Sunday, October 7, 2012

When seeing is not believing - Agent flow misconfiguration unraveled



The old saying goes Seeing is believing but the other day while examing an issue at a customer environment I saw something that made me do a double take. For I could not believe what I saw on the Sterling application configuration.  Thus, the title of the blog  (not to mention my weakness for catchy titles). Read on to find out how the issue was investigated and learn more about agent/flow configuration internals.

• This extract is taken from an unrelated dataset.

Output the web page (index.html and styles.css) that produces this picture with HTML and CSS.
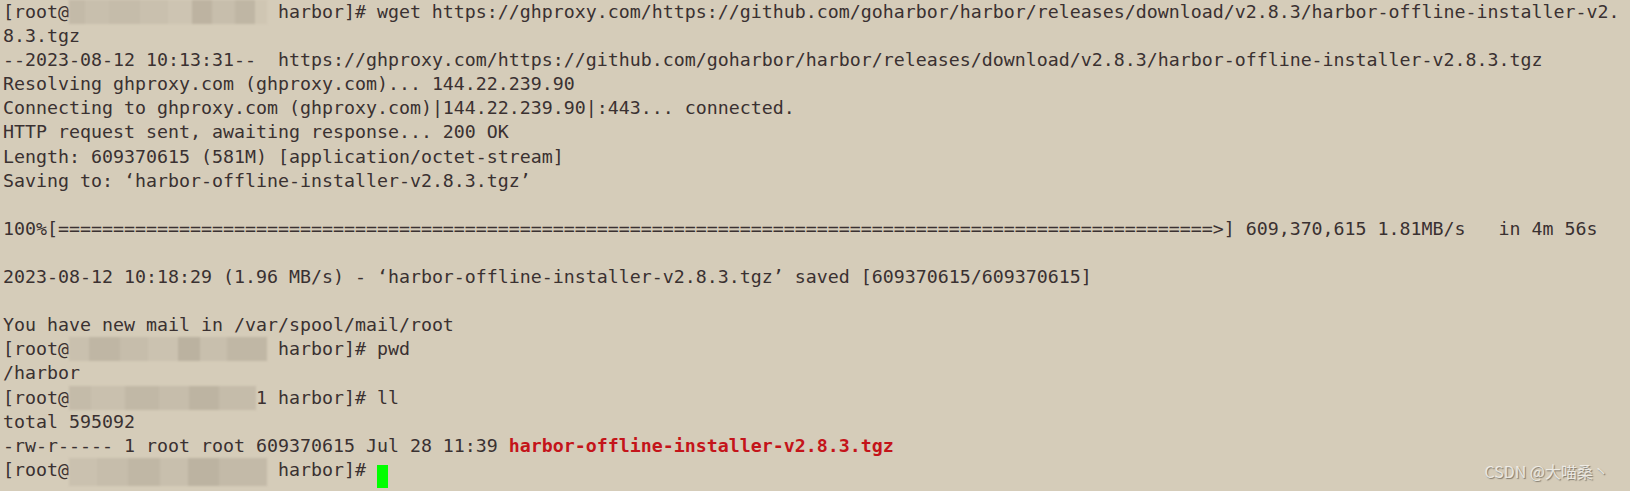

Like most issues it started out mundane - an Invalid Server error from one of the agent logs. The relevant lines from the logs of the agent server AsyncReqAgentServer are pasted below -


<Errors>
    <Error ErrorCode="YCP0223" ErrorDescription="Invalid Server." ErrorRelatedMoreInfo="No Services Configured for this Server: AsyncReqAgentServer">
        <Attribute Name="ErrorCode" Value="YCP0223"/>
        <Attribute Name="ErrorDescription" Value="Invalid Server."/>
        <Attribute Name="ErrorRelatedMoreInfo" Value="No Services Configured for this Server: AsyncReqAgentServer"/>
        <Stack>com.yantra.interop.services.InvalidConfigurationException


The AsyncReqAgent is typically used to run the ASYNC_REQ_PROCESSOR transaction. So, I did what most of us would do check out the configuration of the ASYNC_REQ_PROCESSOR transaction.  Here is what I saw - 


Now, you can see what stumped me. On one hand the Application configuration is showing one thing while the same application logs is vehemently indicating another. Putting on my PE hat I figured that there is more to it that meets the eye and decided to dig a little deeper. 

First, I checked if the transaction is indeed running. A quick grep of the agent logs showed that it was running as part of the DefaultAgentServer as it was the DefaultAgentServer logs that had the "Starting service..." message.
Then, I decided to check the other environments to see where it is supposed to be running or configured. In Production I learnt that it was running under the AysncReqAgentServer. In lower environments it was running in a mixed mode but with most of them it was running on DefaultAgentServer.
At this stage a combination of instinct and experience led me to venture a guess that it is probably right in Production and just messed up here and elsewhere and I just have to prove that. 
So I checked the server configuration instead of the transaction configuration. This is a neat little configuration screen that is not very well known mostly because it is seldom used.  Buried in the Platform Application view > System Administration grouping is the Configured Servers view. This can be used both to view all the servers defined but also the details of sub services or agent criteria configured for each of the servers. Here is a screenshot - 



The sub service list tab shown is accessed by doubleclicking and viewing the details of an individual server. Here is what it showed for the AsyncReqAgentServer -

and for the DefaultAgentServer - 

So now that it was clear the logs were correct (atleast in this scenario) with the ASYNC_REQ_PROCESSOR indeed running as part of the DefaultAgentServer and the AsyncReqAgentServer having no services configured. Thus it was the configuration that was out of whack between the Server and Transaction configuration. That mystery is unraveled further if one digs in how these views are dispalyed and how configuration data is propagated. 

Transaction configuration view is based on the YFS_FLOW and YFS_SUB_FLOW tables whereas the server configuration view and its associated sub-services are built on the YFS_SERVER and YFS_AGENT_CRITERIA table. Normally, these config tables are always in sync if the configuration changes are all driven by manual changes. However, in most implementations the Master Config environment is maintained as the source of config changes and CDT is used to promote configuration changes to various environments. A problem in the MC environment normally a crash or an incorrect data fix could result in a mis-configuration. This mis-configuration is then promoted to environments via CDT. Production was spared because it was running an older version of the release and config changes were yet to be promoted there. 

Here is a query that I could have used to confirm my observations   - 

select agent_criteria_id, transaction_key, flow_key, server_key from yfs_agent_criteria 
where server_key in (select server_key from yfs_server where server_name = 'AsyncReqAgentServer)

It can be adapted for your situation for e.g. to determine what all services are configured under a particular server. So when it comes to Sterling OMS (and perhaps most things in life) if you don't believe what you see  just look further.